Preface: A Taste for Talk
Over the past decade and a half, I’ve had the opportunity to have many public conversations about a wide range of subjects that tickled my intellectual fancy and captured the social imagination, from politics to sports, and religion to rap music. My vocation as a scholar took off just as the phenomenon of the black public intellectual was being celebrated or scorned in august publications and academic circles. Two years out of graduate school, in 1995, I found my face and work featured in a widely circulated New Yorker magazine essay that also explored the scholarship of bell hooks, Cornel West, and Derrick Bell. As the youngest member of this group of public intellectuals, I’d written only two books—one a collection of scholarly essays in cultural criticism and the other a study of the cultural renaissance and intellectual appeal of Malcolm X. I was humbled and amazed to be counted in their number, and I have worked eagerly and diligently since to justify my standing as a scholar interested in exploring complex ideas in public.
I learned early that such a desire is often frowned on by many scholars in the academy. Writing in an intelligent but clear fashion for the broad public is seen by many academics as beneath their profession or, much worse, as betraying the scholarly guild. But I didn’t become a scholar simply to impress other scholars. Because I hadn’t pursued higher education until I was twenty-one—I was a teen father who lived for three years on welfare before enrolling in college—I was much more mature and focused in my academic plans. My intellectual vocation drew from my wish to use learning as a springboard for public conversation that would ultimately make a difference to folk beyond the ivory tower.
Then too, becoming an ordained minister at about the same time that I started my formal studies meant that I never saw the academy as the only means to tell stories, challenge myths, and share learning. The pulpit had been open to me as a means of wrestling with truth and faith, and as a way to express my desire to not only study the world but, in my small way, change it as well. And because I’d been writing speeches and delivering them in public since I was eleven years old—when I entered a local oratorical contest sponsored by the Detroit Optimist Club—I had a keen appreciation for the power of the spoken word to inspire human beings to deeper thought and higher purpose. Beyond the mechanics of good speech and communication, I reveled in the sheer delight of oral expression: the beauty of speech, the sensuousness of words, and the sacred sway of rhetoric in the mouth of a master.
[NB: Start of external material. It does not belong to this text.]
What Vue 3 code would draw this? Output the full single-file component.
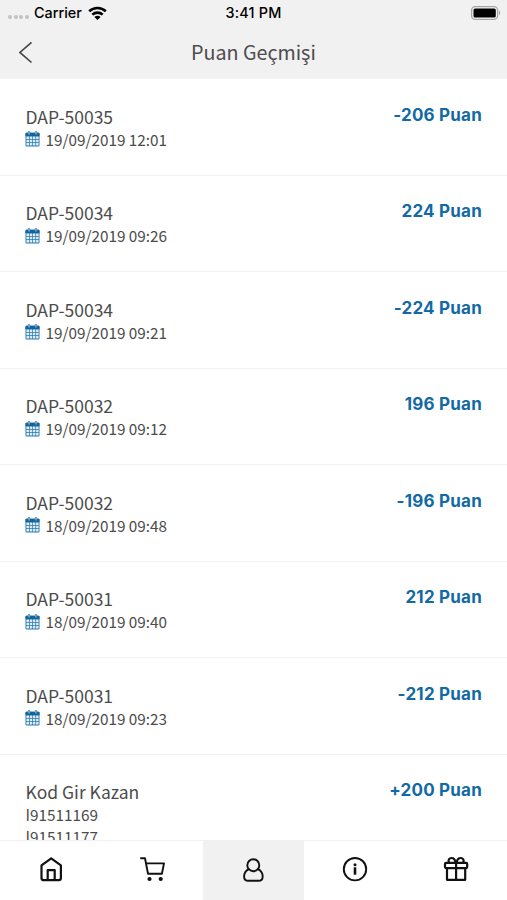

I yearned to grasp hold of both the great poets and writers I encountered—from Alfred Lord Tennyson and Abraham Lincoln, to James Baldwin and Ralph Ellison—and the great oral technicians who lit my path to the majesty of the spoken word, including my pastor, Dr. Frederick Sampson, and the legendary Detroit lawyer, Kenneth Cockrel, to Martin Luther King, Jr., and Malcolm X. From Sampson and King I learned the soaring song of intelligent and passionate sermonizing: speechmaking and homily-giving as the art of rhetorical transaction with God and human beings. From Cockrel and Malcolm X I learned that speech could be forensic and empirical: a means to prove and persuade, to argue a case, and to state facts ordered by reason and morality. In this mode, conversation, debate, and dialogue are supreme means of communication.
It is the latter mode that makes up the book you hold in your hand. I have had the privilege of engaging in stimulating public conversation with a broad range of interlocutors for nearly two decades. A lot of these conversations have taken place in university halls, in religious institutions, in public meeting halls, on lecture stages, and on television and radio. I’ve had the chance to speak with professors and pundits, spokespersons and leaders, journalists and actors, comics and commissioners, artists and activists, and with Jews, Latinos, and all sorts of black and white folk.
The big issue that unites the conversations, dialogues, and debates presented in these pages is race: how it is conceived; how it is expressed; how it is lived; how it confers power; how it undermines social stability; how it ruins or revives lives; how it is embraced and discarded. As you’ll read here, my vocation as a public intellectual has taken me from the halls of the United States Senate to the stage of major political organizations, from sanctuaries to studios. I have had the chance to break bread with political comrades and go to the mat with ideological foes. But I’ve also disagreed at points with colleagues who share my broad worldview, while striking occasional accord with figures at the opposite end of the political continuum.
These conversations, dialogues, and debates on America’s Great Problem are among the most memorable encounters I’ve had in my public intellectual vocation so far. They are more than the record of speech in search of truth and change; they are the imprint of talk meant to alter perception and sway thinking while illuminating the moral and intellectual paths down which such rhetoric can travel. Some say that talk is cheap; I say that talk is one of the most precious means we have to tap the roots of our democracy while expanding the minds that define its substance. In this spirit, I offer these words as a witness to hope—to the belief that wise words are better than wicked ways. I believe that disagreement in speech and working out our differences in word and in the world are better than hate or war. In the end, talking really is better than killing.